We are ‘very sophisticated’ and it’s not Lindsay Shepherd’s fault

Did you think Canada’s Wilfrid Laurier University experienced a 15 percent drop in enrollment, the steepest in its province, because of months of negative attention following its unfounded investigation of a graduate student for her classroom content?

That’s what Lindsay Shepherd’s supporters want you to think, but the university is on a higher plane of existence where terrible PR for any other university becomes fantastic news.

Yes, it wanted enrollment to go through the floor because it’s been growing too fast for three years, the university tells The Record:

“We’ve landed exactly where we wanted to be,” said Jennifer Casey, assistant vice-president of enrolment services and registrar at the university. “It’s still an exceptional growth pattern that Laurier is in.” …

Laurier, along with other universities in the province, negotiates enrolment targets with the government and needs to stay within a certain limit.

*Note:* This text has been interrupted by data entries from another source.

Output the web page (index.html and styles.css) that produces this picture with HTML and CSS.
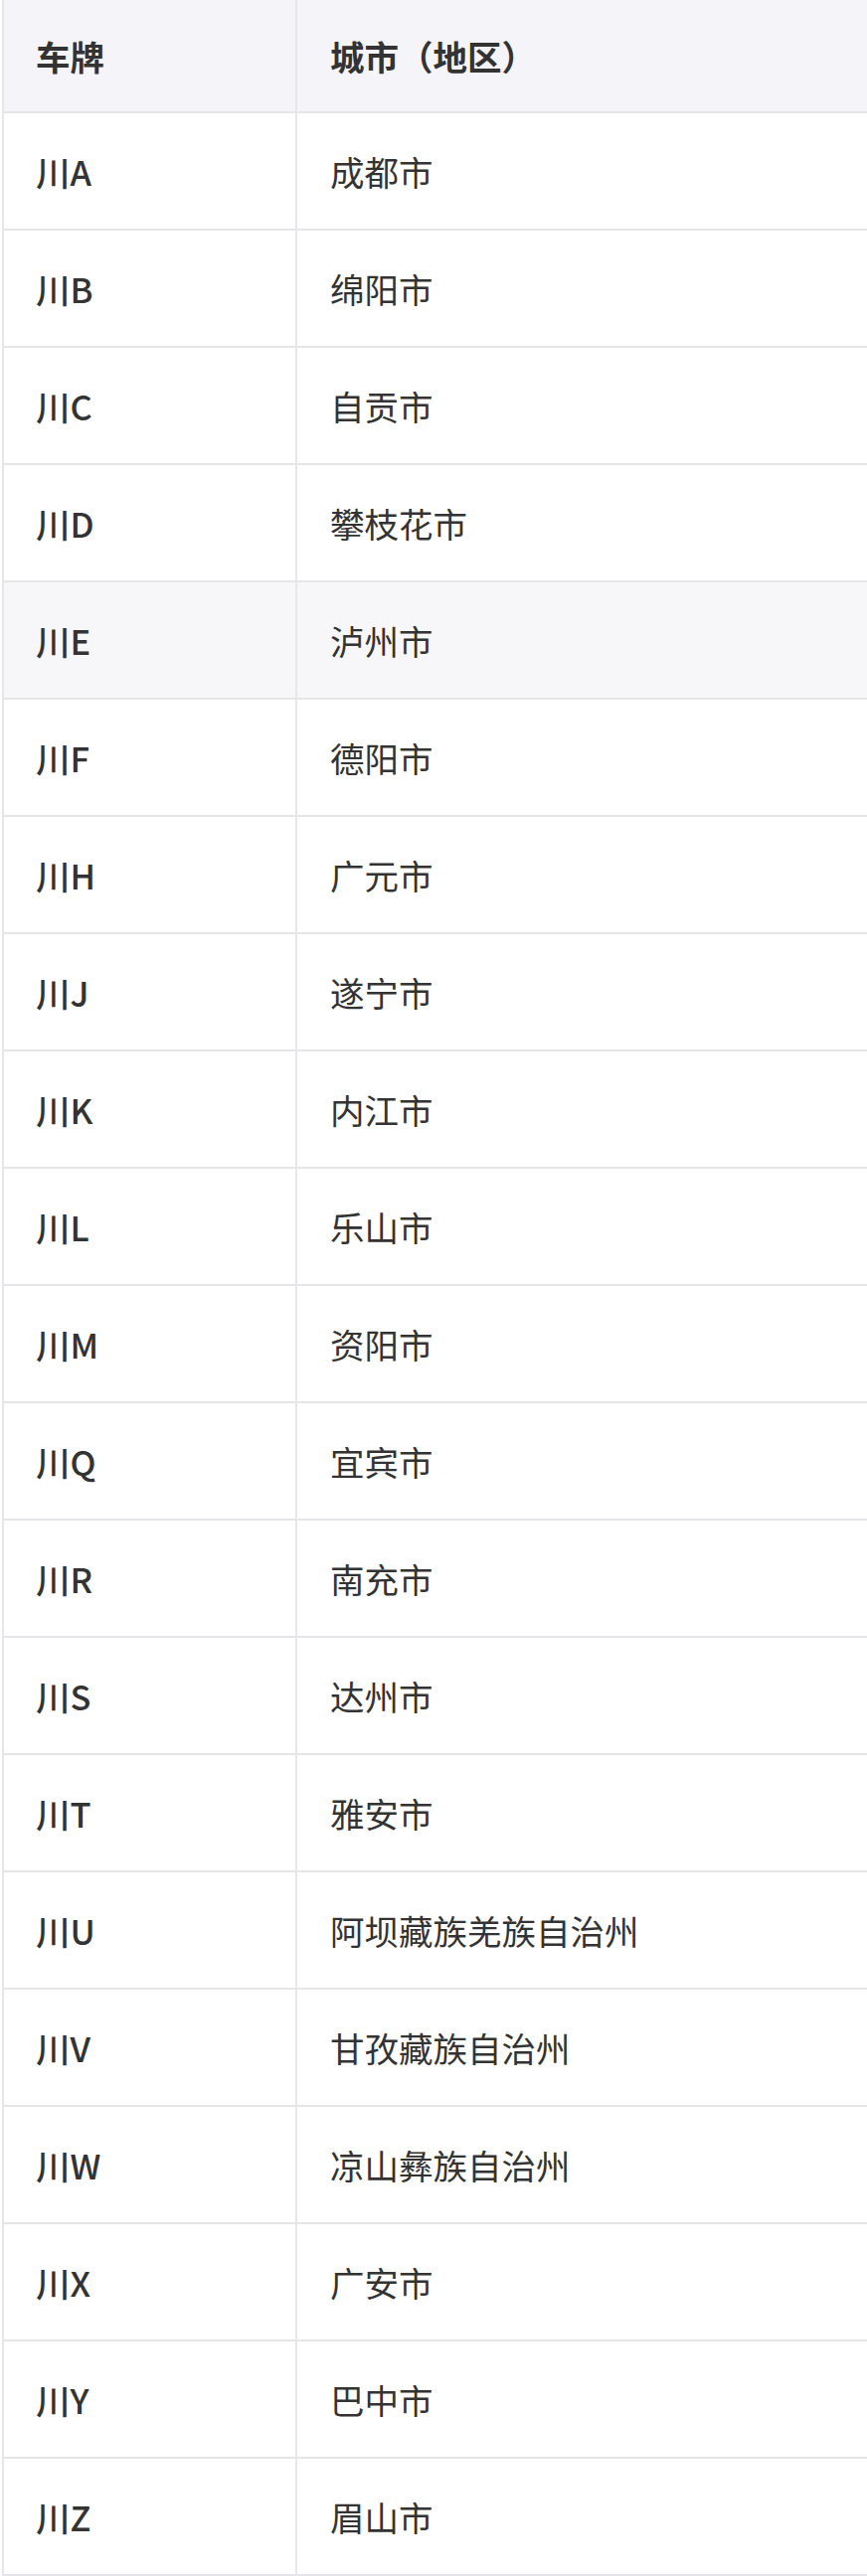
FILE: index.html
```html
<!DOCTYPE html>
<html lang="zh-CN">
<head>
<meta charset="utf-8">
<title>四川车牌</title>
<link rel="stylesheet" href="styles.css">
</head>
<body>
<div class="table">
  <div class="row head"><div class="cell c1">车牌</div><div class="cell c2">城市（地区）</div></div>
  <div class="row"><div class="cell c1">川A</div><div class="cell c2">成都市</div></div>
  <div class="row"><div class="cell c1">川B</div><div class="cell c2">绵阳市</div></div>
  <div class="row"><div class="cell c1">川C</div><div class="cell c2">自贡市</div></div>
  <div class="row"><div class="cell c1">川D</div><div class="cell c2">攀枝花市</div></div>
  <div class="row shade"><div class="cell c1">川E</div><div class="cell c2">泸州市</div></div>
  <div class="row"><div class="cell c1">川F</div><div class="cell c2">德阳市</div></div>
  <div class="row"><div class="cell c1">川H</div><div class="cell c2">广元市</div></div>
  <div class="row"><div class="cell c1">川J</div><div class="cell c2">遂宁市</div></div>
  <div class="row"><div class="cell c1">川K</div><div class="cell c2">内江市</div></div>
  <div class="row"><div class="cell c1">川L</div><div class="cell c2">乐山市</div></div>
  <div class="row"><div class="cell c1">川M</div><div class="cell c2">资阳市</div></div>
  <div class="row"><div class="cell c1">川Q</div><div class="cell c2">宜宾市</div></div>
  <div class="row"><div class="cell c1">川R</div><div class="cell c2">南充市</div></div>
  <div class="row"><div class="cell c1">川S</div><div class="cell c2">达州市</div></div>
  <div class="row"><div class="cell c1">川T</div><div class="cell c2">雅安市</div></div>
  <div class="row"><div class="cell c1">川U</div><div class="cell c2">阿坝藏族羌族自治州</div></div>
  <div class="row"><div class="cell c1">川V</div><div class="cell c2">甘孜藏族自治州</div></div>
  <div class="row"><div class="cell c1">川W</div><div class="cell c2">凉山彝族自治州</div></div>
  <div class="row"><div class="cell c1">川X</div><div class="cell c2">广安市</div></div>
  <div class="row"><div class="cell c1">川Y</div><div class="cell c2">巴中市</div></div>
  <div class="row"><div class="cell c1">川Z</div><div class="cell c2">眉山市</div></div>
</div>
</body>
</html>
```

FILE: styles.css
```css
html, body {
  margin: 0;
  padding: 0;
  background: #ffffff;
}
body {
  font-family: "Noto Sans CJK SC", "Noto Sans", sans-serif;
  color: #333333;
  font-size: 34.5px;
}
.table {
  margin-left: 2px;
  border-left: 2px solid #e6e6ea;
}
.row {
  display: grid;
  grid-template-columns: 295px 1fr;
  height: 118px;
  box-sizing: border-box;
  border-bottom: 2px solid #e6e6ea;
}
.row.head {
  height: 114px;
  background: #f5f5f9;
}
.row.shade {
  background: #f7f7f9;
}
.cell {
  display: flex;
  align-items: center;
  padding-left: 32px;
  line-height: 1;
}
.c1 {
  border-right: 2px solid #e6e6ea;
  font-weight: 500;
}
.c2 {
  font-weight: 400;
  padding-left: 33px;
}
.head .cell {
  font-weight: 700;
}
```
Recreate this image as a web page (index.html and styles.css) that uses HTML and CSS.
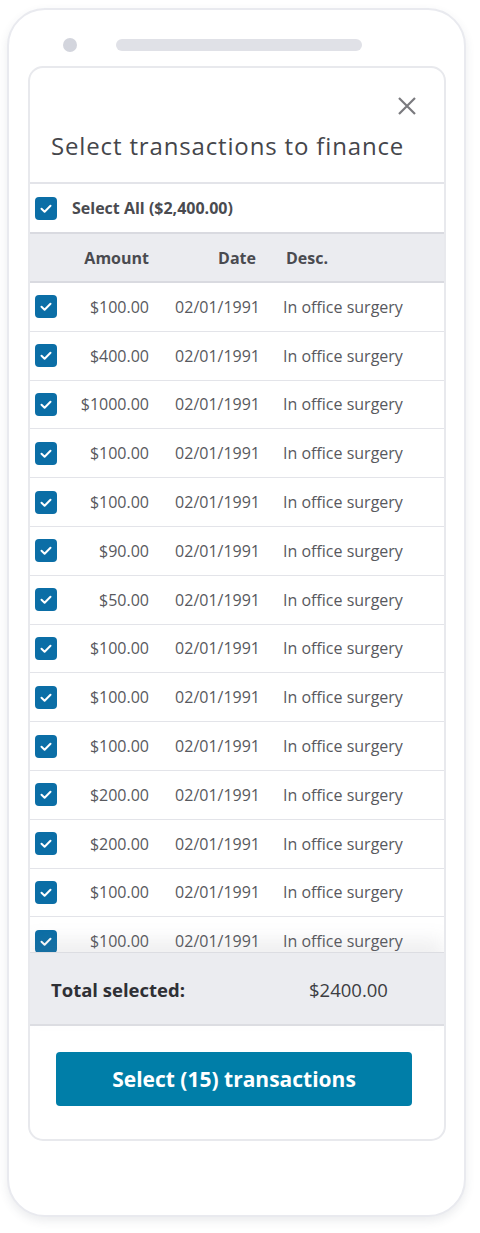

MORE: Is WLU Canada’s Mizzou?

“It’s a very sophisticated and strategic approach to enrolment,” Casey said.

“It would be a cause for worry if we hadn’t met that target.”

Shepherd’s continuing spotlight on the university’s hostility toward her – she filed a $3.6 million lawsuit against WLU, two professors and an administrator this week, citing previously unreported incidents – has not “had an impact on prospective students,” Casey said, citing a 3.8 percent increase in applications by the January deadline.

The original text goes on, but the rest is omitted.